Since the summer of 2022, Todem and others have led protests demanding the delisting of converted Christians from Scheduled Tribe (ST) communities.  

Todem and the Manch enjoy the support of the state unit of the Bharatiya Janata Party (BJP), though police have dissuaded party men in Raipur from visiting the violence-affected villages. “We have been saying that the Congress government is facilitating conversions,” said BJP legislator Brijmohan Agarwal. “Even now, the police are arresting tribal leaders, but no action has been taken against the Christians.”

At the start of an election year, the violence has made Chhattisgarh a seat of religious conflict, even though fewer than 10% of the state’s population identifies as belonging to various minority religions. 

How The Attacks Unfolded

Article 14 met Christian families who took shelter in churches in and around Narayanpur. They said in most villages that witnessed attacks, a meeting of villagers was first called by the traditional cultural and religious chiefs, such as the gaayta and perma (religious heads) or the patel (titular chief) and the pargana (village cluster) chief. Only the Christian families were not invited to the meeting.  

“The villagers gathered for a meeting and the vishwasi (a local term to refer to  Christians) were called,” said Mungai Netam, 18, a resident of Devgaon in Narayanpur block, the only one from his family who converted to Christianity. 

“The village elders scolded me for leaving our Gods,” he continued. “I was beaten with sticks and was forced to apologise at the feet of the elders.” Then, all the ‘vishwasis’ were told to leave the village or to leave Christianity. As some of the gathered Christians began to protest, he said, a mob of villagers chased them out of the village.

Most affected villages fell in the jurisdiction of the  Benur and Edna police stations of Narayanpur. Benur police station, established in the early 2000s, is responsible for 30 villages falling under Kondagaon and Narayanpur district limits. 

In January,  policemen from Benur responded to altercations between Christian and non-Christian tribals in Gorra village in Narayanpur. Some policemen suffered injuries in the scuffle, prompting the police to file an FIR booking 26 people from both sides.  

Having fled home to escape threats, ultimatums and violence by a frenzied mob, for two days, 19 and 20 December, about 250 families sat in an impromptu dharna  outside the Narayanpur district collector's office even as national and international Christian organisations called for an end to the violence. They slept in the open, on items of clothing they had escaped with. 

Finally, on 21 December, officials provided them shelter in an indoor stadium in Mahaka, a village 3 km from the city. Families, some with nothing but the clothes on their bodies, shared space under the metal dome of the indoor stadium. 

By mid-January, nearly a third of them continued to live in Narayanpur.
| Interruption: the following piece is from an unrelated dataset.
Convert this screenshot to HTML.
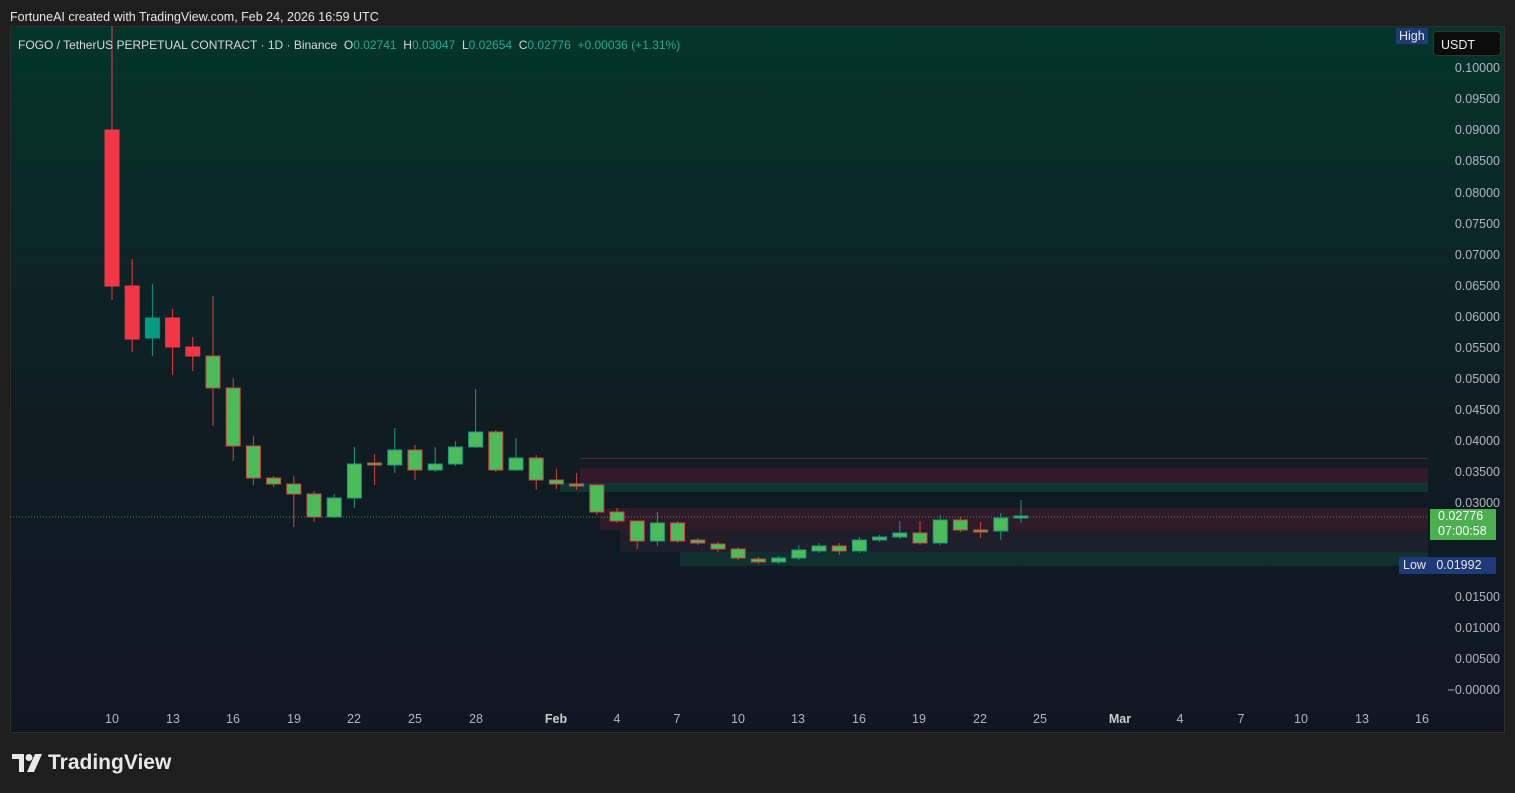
<!DOCTYPE html>
<html><head><meta charset="utf-8"><style>
html,body{margin:0;padding:0;background:#1e1e1e;width:1515px;height:793px;overflow:hidden;font-family:"Liberation Sans",sans-serif}
#top{position:absolute;left:10px;top:10px;color:#e6e6e6;font-size:12.5px}
#box{position:absolute;left:10px;top:26px;width:1495px;height:707px;background:linear-gradient(#03352a 0%,#0b2627 30%,#101b22 60%,#111722 100%);border:1px solid #2e2e2e;box-sizing:border-box}
#legend{position:absolute;left:18px;top:38px;font-size:12px;color:#d9d9d9;white-space:nowrap}
#legend b{font-weight:normal;color:#22ab94}
.pl{position:absolute;right:15px;font-size:12.5px;color:#b2b5be;text-align:right}
.tl{position:absolute;top:712px;font-size:12.5px;color:#b2b5be;transform:translateX(-50%)}
#logo{position:absolute;left:12px;top:751px;color:#e8e8e8;font-size:21px;font-weight:bold;display:flex;align-items:center;gap:6px}
svg{position:absolute;left:0;top:0}
</style></head><body>
<div id="top">FortuneAI created with TradingView.com, Feb 24, 2026 16:59 UTC</div>
<div id="box"></div>
<svg id="s" width="1515" height="793"></svg>
<div id="legend">FOGO / TetherUS PERPETUAL CONTRACT · 1D · Binance &nbsp;O<b>0.02741</b> &nbsp;H<b>0.03047</b> &nbsp;L<b>0.02654</b> &nbsp;C<b>0.02776</b> &nbsp;<b>+0.00036 (+1.31%)</b></div>
<div style="position:absolute;left:1396px;top:28px;background:#1e3a78;color:#e6e6e6;font-size:12.5px;padding:1px 3px">High</div>
<div style="position:absolute;left:1433px;top:31px;width:68px;height:25px;background:#0c0c0c;border:1px solid #333;border-radius:4px;box-sizing:border-box;color:#eee;font-size:12.5px;padding:6px 0 0 7px">USDT</div>
<div class="pl" style="top:61px">0.10000</div>
<div class="pl" style="top:92px">0.09500</div>
<div class="pl" style="top:123px">0.09000</div>
<div class="pl" style="top:154px">0.08500</div>
<div class="pl" style="top:186px">0.08000</div>
<div class="pl" style="top:217px">0.07500</div>
<div class="pl" style="top:248px">0.07000</div>
<div class="pl" style="top:279px">0.06500</div>
<div class="pl" style="top:310px">0.06000</div>
<div class="pl" style="top:341px">0.05500</div>
<div class="pl" style="top:372px">0.05000</div>
<div class="pl" style="top:403px">0.04500</div>
<div class="pl" style="top:434px">0.04000</div>
<div class="pl" style="top:465px">0.03500</div>
<div class="pl" style="top:496px">0.03000</div>
<div class="pl" style="top:590px">0.01500</div>
<div class="pl" style="top:621px">0.01000</div>
<div class="pl" style="top:652px">0.00500</div>
<div class="pl" style="top:683px">−0.00000</div>
<div style="position:absolute;left:1430px;top:509px;width:66px;height:31px;background:#4caf50;color:#fff;font-size:12.5px;line-height:15px;padding-left:8px;box-sizing:border-box">0.02776<br>07:00:58</div>
<div style="position:absolute;left:1399px;top:557px;width:97px;height:17px;background:#1e3a78;color:#e6e6e6;font-size:12.5px;line-height:17px;padding-left:4px;box-sizing:border-box">Low&nbsp;&nbsp;&nbsp;0.01992</div>
<div class="tl" style="left:112px">10</div><div class="tl" style="left:173px">13</div><div class="tl" style="left:233px">16</div><div class="tl" style="left:294px">19</div><div class="tl" style="left:354px">22</div><div class="tl" style="left:415px">25</div><div class="tl" style="left:476px">28</div><div class="tl" style="left:556px;font-weight:bold;color:#ccc">Feb</div><div class="tl" style="left:617px">4</div><div class="tl" style="left:677px">7</div><div class="tl" style="left:738px">10</div><div class="tl" style="left:798px">13</div><div class="tl" style="left:859px">16</div><div class="tl" style="left:919px">19</div><div class="tl" style="left:980px">22</div><div class="tl" style="left:1040px">25</div><div class="tl" style="left:1120px;font-weight:bold;color:#ccc">Mar</div><div class="tl" style="left:1180px">4</div><div class="tl" style="left:1241px">7</div><div class="tl" style="left:1301px">10</div><div class="tl" style="left:1362px">13</div><div class="tl" style="left:1422px">16</div>
<div id="logo"><svg width="30" height="18" viewBox="0 0 30 18" style="position:static"><path d="M0 0h12v18h-5V5H0z" fill="#e8e8e8"/><circle cx="17" cy="3.5" r="3.5" fill="#e8e8e8"/><path d="M23 0h7l-8 18h-7z" fill="#e8e8e8"/></svg>TradingView</div>
<script>
var s=document.getElementById('s'),h='';
h+='<rect x="580" y="458" width="848" height="1" fill="#5a2234"/>';
h+='<rect x="580" y="468" width="848" height="16" fill="#4a1a30" opacity=".6"/>';
h+='<rect x="560" y="483" width="868" height="9" fill="#0f3c38" opacity=".8"/>';
h+='<rect x="600" y="508" width="828" height="22" fill="#4a1a30" opacity=".55"/>';
h+='<rect x="620" y="530" width="808" height="22" fill="#2a2232" opacity=".6"/>';
h+='<rect x="680" y="552" width="748" height="14" fill="#0f3a36" opacity=".7"/>';
h+='<line x1="10" y1="517" x2="1428" y2="517" stroke="#4caf50" stroke-dasharray="1 2" opacity=".8"/>';
var c=[[130,286,26,300],[286,339,259,352],[338,318,284,356],[318,347,309,375],[347,356,337,371],[356,388,296,426],[388,446,378,461],[446,478,436,485],[478,484,476,487],[484,494,476,527],[494,517,491,522],[517,498,494,518],[498,464,447,508],[463,465,454,485],[465,450,428,473],[450,470,445,480],[470,464,447,472],[464,447,441,466],[447,432,389,448],[432,470,430,472],[470,458,438,471],[458,480,455,490],[480,484,469,489],[484,486,473,490],[485,512,484,515],[512,521,508,523],[521,541,521,549],[541,523,512,546],[523,541,521,543],[540,543,538,545],[544,549,542,552],[549,558,547,560],[559,562,557,564],[562,558,556,564],[558,550,545,560],[551,546,543,553],[546,551,543,555],[551,540,537,553],[540,537,535,542],[537,533,521,539],[533,543,521,545],[543,520,515,545],[520,530,517,532],[530,531,522,538],[531,518,513,540],[518,516,500,523]];
for(var i=0;i<c.length;i++){var x=112+i*20.2,o=c[i][0],cl=c[i][1],hi=c[i][2],lo=c[i][3],dn=cl>o;
var fill,st,wk;
if(i<5){fill=dn?'#f23645':'#089981';st=fill;wk=fill;}else{fill='#4cbb5a';st=dn?'#d0453d':'#1a9a80';wk=st;}
var t=Math.min(o,cl),b=Math.max(o,cl);if(b-t<2){b=t+2;}
h+='<line x1="'+x+'" y1="'+hi+'" x2="'+x+'" y2="'+lo+'" stroke="'+wk+'" stroke-width="1"/>';
h+='<rect x="'+(x-7)+'" y="'+t+'" width="14" height="'+(b-t)+'" fill="'+fill+'" stroke="'+st+'" stroke-width="1"/>';}
s.innerHTML=h;
</script>
</body></html>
As the shelter was now closed, they lived in the homes of relatives or fellow Christians.

Month Later, Hundreds Of Christians Still In Hiding 

Hundreds of others continued to live in churches and homes of other Christians  in and around Kondagaon, a district located 49 from Narayanpur. Christian organisations said more were living in the forests, some in areas as far as the border with Maharashtra (in Gadchiroli district) and Odisha (in Bhawanipatna district). These families were carrying whatever food grains they had at home, and some utensils.


"I think we were all frozen in shock until local Christian youth and women's associations started appearing with food and some donated clothes,” Netam said. She and her family stayed in the stadium for five days in December and around a fortnight in January. 


As Christmas came and went, as more Christian families fleeing attacks arrived in Narayanpur town, a security camp barrack in Kondagaon and a government school in Narayanpur were converted into additional shelters. In Kondagaon, a church operated by a Christian association took in 300 displaced people. 

By mid-January, only one government shelter, the stadium in Mahaka, was functional, and it no longer had electricity. Only 130 of the original 450 people who had gathered in Narayanpur town remained at the shelter. According to those still in the shelter, at least half of those who left had not returned to their home or village. 

"Some fled to relatives’ houses where Christian numbers are more, some have fled into the jungles, managing to live off forest produce," said Arun Pannalal, the head of the Chhattisgarh Christian Forum, a two-decade old Christian organisation. 

At the indoor stadium, a communal kitchen continued to operate in the yard behind the structure. Cooking, serving, cleaning and restocking duties were clearly assigned and shared by members of different villages living together. 

Munit Salam from Borawand village in Narayanpur block, who has been at the makeshift shelter since 18 December, said men who knew each other through different prayer circles or had lived together in government hostels during their schooling years had decided to coordinate daily activities. 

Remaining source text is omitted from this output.